Sudan, condannata a morte per apostasia, Meriam partorisce in carcere

27/05/2014 

 

Meriam Ibrahim con suo marito il giorno delle nozze

MERIAM IBRAHIM IL GIORNO DELLE NOZZE

Lo riferisce The Telegraph. La donna stava già vivendo in cella con l’altro suo figlio, che ha meno di 2 anni

DOMENICO AGASSO JR
TORINO

 

La donna Sudanese che mentre era incinta di otto mesi era stata condannata a morte per avere rifiutato di rinunciare al cristianesimo, ha dato alla luce una bambina. Lo hanno comunicato i suoi avvocati a The Telegraph.

 

La 27enne Meriam Ibrahim, già madre di un bimbo, ha partorito questa notte in prigione, non essendo stata concessa l’autorizzazione per il trasferimento in ospedale.

Suo figlio Martin, che ha meno di 2 anni, stava già vivendo con lei dentro la cella.

Ibrahim era stata arrestata a febbraio e poi è stata mandata a morte – per impiccagione – alcune settimane fa perché avrebbe rinnegato la fede musulmana. Un giudice ha deciso di punire così la sua apostasia: Meriam avrebbe abbandonato la fede, in quanto il padre era musulmano, e il magistrato l'ha anche condannata a cento frustate per adulterio perché sposata con un cristiano in un matrimonio che non è considerato valido dalla “sharia”.

Il giudice le aveva chiesto di rinunciare alla sua fede: «Ti abbiamo dato tre giorni di tempo per rinunciare, ma insisti nel non voler ritornare all'Islam. Ti condanno a morte per impiccagione», aveva detto Abbas Mohammed Al-Khalifa rivolgendosi alla donna con il suo nome musulmano, Adraf Al-Hadi Mohammed Abdullah. La giovane ha reagito senza tradire l'emozione quando la sentenza è stata letta. Poco prima, un imam era entrato nella “gabbia” degli imputati e le aveva parlato per circa trenta minuti. Al termine, Meriam si è rivolta al giudice e con calma ha detto: «Sono cristiana e mai ho commesso apostasia».

Secondo quanto ricostruito da un gruppo a tutela dei diritti umani, Christian Solidarity Worldwide, la donna è nata da padre sudanese musulmano e da madre etiope ortodossa.
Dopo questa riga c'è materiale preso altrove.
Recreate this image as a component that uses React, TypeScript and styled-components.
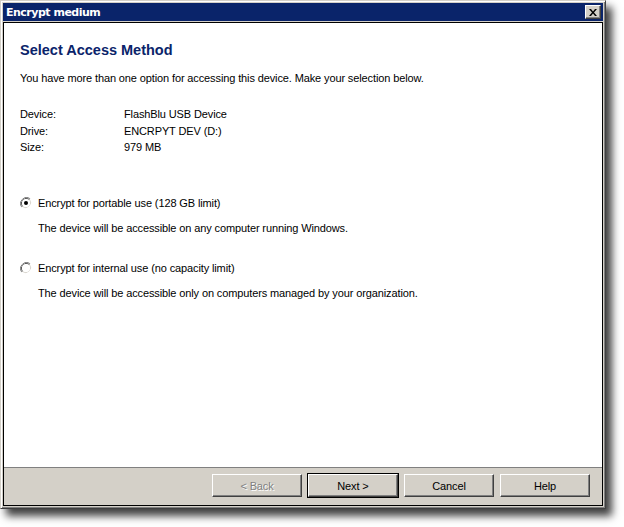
import styled, { createGlobalStyle } from 'styled-components'

const GlobalStyle = createGlobalStyle`
  html, body {
    margin: 0;
    padding: 0;
    background: #ffffff;
  }
  body {
    font-family: 'Liberation Sans', Arial, sans-serif;
    font-size: 11px;
    letter-spacing: -0.12px;
    color: #000;
  }
`

const deviceInfo = [
  { label: 'Device:', value: 'FlashBlu USB Device' },
  { label: 'Drive:', value: 'ENCRPYT DEV (D:)' },
  { label: 'Size:', value: '979 MB' },
]

const options = [
  {
    label: 'Encrypt for portable use (128 GB limit)',
    desc: 'The device will be accessible on any computer running Windows.',
    checked: true,
  },
  {
    label: 'Encrypt for internal use (no capacity limit)',
    desc: 'The device will be accessible only on computers managed by your organization.',
    checked: false,
  },
]

function RadioIcon({ checked }: { checked: boolean }) {
  return (
    <svg width="12" height="12" viewBox="0 0 12 12">
      <path d="M10.2 1.8 A6 6 0 0 0 1.8 10.2" stroke="#808080" strokeWidth="1" fill="none" />
      <path d="M1.8 10.2 A6 6 0 0 0 10.2 1.8" stroke="#ffffff" strokeWidth="1" fill="none" />
      <path d="M9.5 2.5 A5 5 0 0 0 2.5 9.5" stroke="#404040" strokeWidth="1" fill="none" />
      <path d="M2.5 9.5 A5 5 0 0 0 9.5 2.5" stroke="#d4d0c8" strokeWidth="1" fill="none" />
      <circle cx="6" cy="6" r="4" fill="#ffffff" />
      {checked && <circle cx="6" cy="6" r="2" fill="#000000" />}
    </svg>
  )
}

function App() {
  return (
    <>
      <GlobalStyle />
      <Page>
        <Window>
          <TitleBar>
            <TitleText>Encrypt medium</TitleText>
            <CloseButton>
              <svg width="8" height="7" viewBox="0 0 8 7">
                <path d="M0 0h2l2 2.5L6 0h2L5 3.5 8 7H6L4 4.5 2 7H0l3-3.5z" fill="#000" />
              </svg>
            </CloseButton>
          </TitleBar>
          <Body>
            <Content>
              <Heading>Select Access Method</Heading>
              <Intro>
                You have more than one option for accessing this device. Make your selection below.
              </Intro>
              <InfoGrid>
                {deviceInfo.map((row) => (
                  <InfoRow key={row.label}>
                    <span>{row.label}</span>
                    <span>{row.value}</span>
                  </InfoRow>
                ))}
              </InfoGrid>
              <Options>
                {options.map((opt) => (
                  <Option key={opt.label}>
                    <RadioRow>
                      <RadioIcon checked={opt.checked} />
                      <span>{opt.label}</span>
                    </RadioRow>
                    <OptionDesc>{opt.desc}</OptionDesc>
                  </Option>
                ))}
              </Options>
            </Content>
            <ButtonBar>
              <Button disabled>&lt; Back</Button>
              <Button $default>Next &gt;</Button>
              <Button>Cancel</Button>
              <Button>Help</Button>
            </ButtonBar>
          </Body>
        </Window>
      </Page>
    </>
  )
}

const Page = styled.div`
  width: 624px;
  height: 527px;
  box-sizing: border-box;
`

const Window = styled.div`
  width: 606px;
  height: 509px;
  box-sizing: border-box;
  background: #d4d0c8;
  padding: 2px;
  border-top: 1px solid #d4d0c8;
  border-left: 1px solid #d4d0c8;
  border-right: 1px solid #404040;
  border-bottom: 1px solid #404040;
  box-shadow: inset 1px 1px 0 #ffffff, inset -1px -1px 0 #808080, 6px 7px 8px rgba(0, 0, 0, 0.75);
  display: flex;
  flex-direction: column;
`

const TitleBar = styled.div`
  height: 18px;
  background: #0a246a;
  display: flex;
  align-items: center;
  justify-content: space-between;
  padding: 0 2px 0 3px;
  flex-shrink: 0;
`

const TitleText = styled.span`
  color: #ffffff;
  font-family: 'DejaVu Sans', Verdana, sans-serif;
  font-weight: bold;
  font-size: 11px;
  letter-spacing: -0.5px;
`

const CloseButton = styled.div`
  width: 16px;
  height: 14px;
  box-sizing: border-box;
  background: #d4d0c8;
  border-top: 1px solid #ffffff;
  border-left: 1px solid #ffffff;
  border-right: 1px solid #404040;
  border-bottom: 1px solid #404040;
  box-shadow: inset -1px -1px 0 #808080;
  display: flex;
  align-items: center;
  justify-content: center;
`

const Body = styled.div`
  flex: 1;
  margin-top: 1px;
  border: 1px solid #000;
  display: flex;
  flex-direction: column;
  min-height: 0;
`

const Content = styled.div`
  flex: 1;
  background: #ffffff;
  padding: 18px 16px 0;
`

const Heading = styled.div`
  font-family: 'Liberation Sans', Arial, sans-serif;
  font-weight: bold;
  font-size: 14.5px;
  letter-spacing: 0;
  line-height: 18px;
  color: #0a246a;
`

const Intro = styled.div`
  margin-top: 11px;
  line-height: 16px;
`

const InfoGrid = styled.div`
  margin-top: 20px;
  display: flex;
  flex-direction: column;
`

const InfoRow = styled.div`
  display: grid;
  grid-template-columns: 104px 1fr;
  line-height: 16.5px;
`

const Options = styled.div`
  margin-top: 39px;
  display: flex;
  flex-direction: column;
  gap: 24px;
`

const Option = styled.div`
  display: flex;
  flex-direction: column;
`

const RadioRow = styled.div`
  display: flex;
  align-items: center;
  gap: 6px;
  line-height: 16px;
`

const OptionDesc = styled.div`
  margin-top: 9px;
  padding-left: 18px;
  line-height: 16px;
`

const ButtonBar = styled.div`
  height: 38px;
  flex-shrink: 0;
  background: #d4d0c8;
  border-top: 1px solid #808080;
  display: flex;
  justify-content: flex-end;
  align-items: flex-start;
  gap: 6px;
  padding: 6px 12px 0 0;
  box-sizing: border-box;
`

const Button = styled.button<{ $default?: boolean }>`
  width: 90px;
  height: 23px;
  box-sizing: border-box;
  background: #d4d0c8;
  font-family: 'Liberation Sans', Arial, sans-serif;
  font-size: 11px;
  letter-spacing: -0.12px;
  color: #000;
  padding: 0;
  border-top: 1px solid #ffffff;
  border-left: 1px solid #ffffff;
  border-right: 1px solid #404040;
  border-bottom: 1px solid #404040;
  box-shadow: inset -1px -1px 0 #808080;
  ${(p) =>
    p.$default &&
    `
    outline: 1px solid #000;
    outline-offset: 0;
  `}
  &:disabled {
    color: #808080;
    text-shadow: 1px 1px 0 #ffffff;
  }
`

export default App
Abbandonata dal padre quando aveva 6 anni, Meriam è stata cresciuta nella fede cristiana. Ma poiché il padre è musulmano, è considerata tale dal diritto sudanese, il che rende nullo il matrimonio con chi non è musulmano.

Il marito Daniel Wani la scorsa settimana ha denunciato le precarie condizioni di salute della donna, tenuta incatenta, nonostante la gravidanza.

Per la legge Meriam Hibrahim potrà allattare per due anni, prima che la sentenza venga eseguita.

Amnesty International ha definito «ripugnante» che una donna possa essere condannata a morte per la sua fede religiosa, o frustata perché sposata con un uomo di religione diversa.

A difesa di Meriam, in attesa della sentenza, sono scese in campo alcune ambasciate occidentali a Khartum. «Chiediamo al governo del Sudan», si legge in un comunicato diffuso dalle rappresentanze di Usa, Gran Bretagna, Canada e Olanda, «di rispettare il diritto di libertà di religione, compreso il diritto di ciascuno di cambiare la propria fede o le proprie credenze, un diritto che è sancito dal Diritto internazionale e dalla stessa Costituzione “ad interim” sudanese del 2005».

Comunque si spera ancora nella revisione del processo in quanto «il giudice locale ha applicato la sharia senza aver tenuto conto delle leggi nazionali», ha riferito Antonella Napoli, presidente dell’associazione “Italians for Darfour”, che da anni si occupa dei diritti umani nei paesi africani, e che nel frattempo ha fatto pervenire all’ambasciata del Sudan oltre 25mila firme per la liberazione di Meriam Ibrahim. «È nata la bimba di Meriam, la donna cristiana condannata a morte in Sudan per apostasia. Stanno bene entrambe. Purtroppo non hanno potuto lasciare la prigione a Khartoum», ha scritto su Twitter Napoli; ma la nascita della piccola, aggiunge Napoli, «è speranza».

Meriam «avrà un nuovo processo» che esclude la pena di morte, hanno assicurato alcuni avvocati interpellati da Khalid Omer Yousif della Ong Sudan Change Now.

Giovedì i legali di Meriam Ibrahim hanno depositato un ricorso presso la Corte d'Appello di Bahri e Sharq Al Nil; se sarà infruttuoso, stanno progettando di provare a portare il caso alla Corte suprema e alla Corte costituzionale del Sudan.